▸ MATERIAL:

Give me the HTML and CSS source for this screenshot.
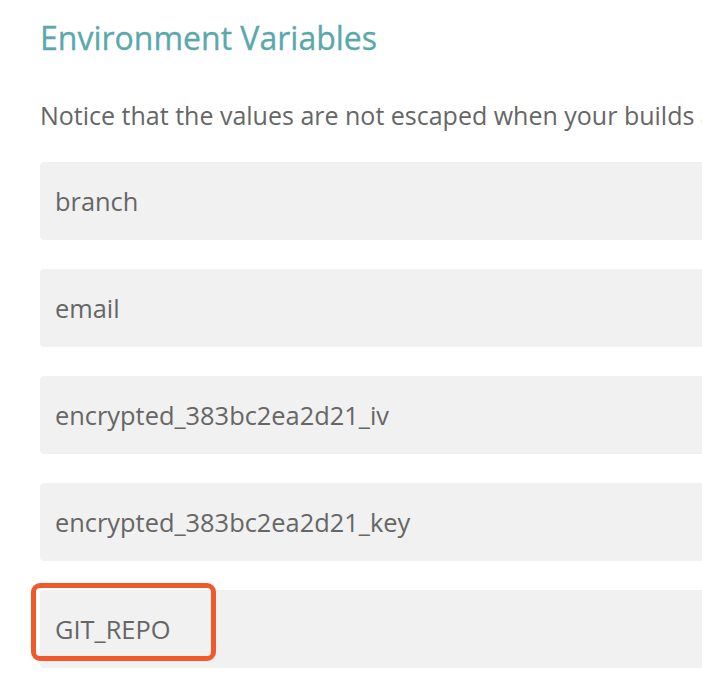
FILE: index.html
```html
<!DOCTYPE html>
<html>
<head>
<meta charset="utf-8">
<link rel="stylesheet" href="styles.css">
</head>
<body>
<div class="page">
  <h2 class="title">Environment Variables</h2>
  <p class="notice">Notice that the values are not escaped when your builds are executed. Special characters (for bash) should be escaped accordingly.</p>
  <div class="vars">
    <div class="var"><span class="name">branch</span></div>
    <div class="var"><span class="name">email</span></div>
    <div class="var"><span class="name">encrypted_383bc2ea2d21_iv</span></div>
    <div class="var"><span class="name">encrypted_383bc2ea2d21_key</span></div>
    <div class="var highlighted"><span class="name">GIT_REPO</span><span class="mark"></span></div>
  </div>
</div>
</body>
</html>
```
FILE: styles.css
```css
html, body {
  margin: 0;
  padding: 0;
  background: #ffffff;
  overflow: hidden;
}
.page {
  width: 1100px;
  padding-left: 40px;
  font-family: "Open Sans", "Noto Sans", sans-serif;
  color: #666666;
}
.title {
  margin: 0;
  padding-top: 18px;
  font-size: 32px;
  line-height: 40px;
  font-weight: 400;
  color: #5aa8ad;
  -webkit-text-stroke: 0.3px #5aa8ad;
}
.notice {
  margin: 41px 0 0 0;
  font-size: 25px;
  line-height: 32px;
  white-space: nowrap;
}
.vars {
  margin-top: 31px;
  display: flex;
  flex-direction: column;
  gap: 29px;
}
.var {
  position: relative;
  height: 78px;
  display: flex;
  align-items: center;
  padding-left: 15px;
  background: #f1f1f1;
  border-radius: 4px;
  font-size: 25.4px;
  color: #666666;
}
.mark {
  position: absolute;
  left: -9px;
  top: -7px;
  width: 185px;
  height: 78px;
  box-sizing: border-box;
  border: 5px solid #f1592a;
  border-radius: 9px;
}
```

▸ BRIEF: Copy the whole of the material above exactly, but not its images.

▸ TASK RESPONSE:
Give me the HTML and CSS source for this screenshot.
FILE: index.html
```html
<!DOCTYPE html>
<html>
<head>
<meta charset="utf-8">
<link rel="stylesheet" href="styles.css">
</head>
<body>
<div class="page">
  <h2 class="title">Environment Variables</h2>
  <p class="notice">Notice that the values are not escaped when your builds are executed. Special characters (for bash) should be escaped accordingly.</p>
  <div class="vars">
    <div class="var"><span class="name">branch</span></div>
    <div class="var"><span class="name">email</span></div>
    <div class="var"><span class="name">encrypted_383bc2ea2d21_iv</span></div>
    <div class="var"><span class="name">encrypted_383bc2ea2d21_key</span></div>
    <div class="var highlighted"><span class="name">GIT_REPO</span><span class="mark"></span></div>
  </div>
</div>
</body>
</html>
```
FILE: styles.css
```css
html, body {
  margin: 0;
  padding: 0;
  background: #ffffff;
  overflow: hidden;
}
.page {
  width: 1100px;
  padding-left: 40px;
  font-family: "Open Sans", "Noto Sans", sans-serif;
  color: #666666;
}
.title {
  margin: 0;
  padding-top: 18px;
  font-size: 32px;
  line-height: 40px;
  font-weight: 400;
  color: #5aa8ad;
  -webkit-text-stroke: 0.3px #5aa8ad;
}
.notice {
  margin: 41px 0 0 0;
  font-size: 25px;
  line-height: 32px;
  white-space: nowrap;
}
.vars {
  margin-top: 31px;
  display: flex;
  flex-direction: column;
  gap: 29px;
}
.var {
  position: relative;
  height: 78px;
  display: flex;
  align-items: center;
  padding-left: 15px;
  background: #f1f1f1;
  border-radius: 4px;
  font-size: 25.4px;
  color: #666666;
}
.mark {
  position: absolute;
  left: -9px;
  top: -7px;
  width: 185px;
  height: 78px;
  box-sizing: border-box;
  border: 5px solid #f1592a;
  border-radius: 9px;
}
```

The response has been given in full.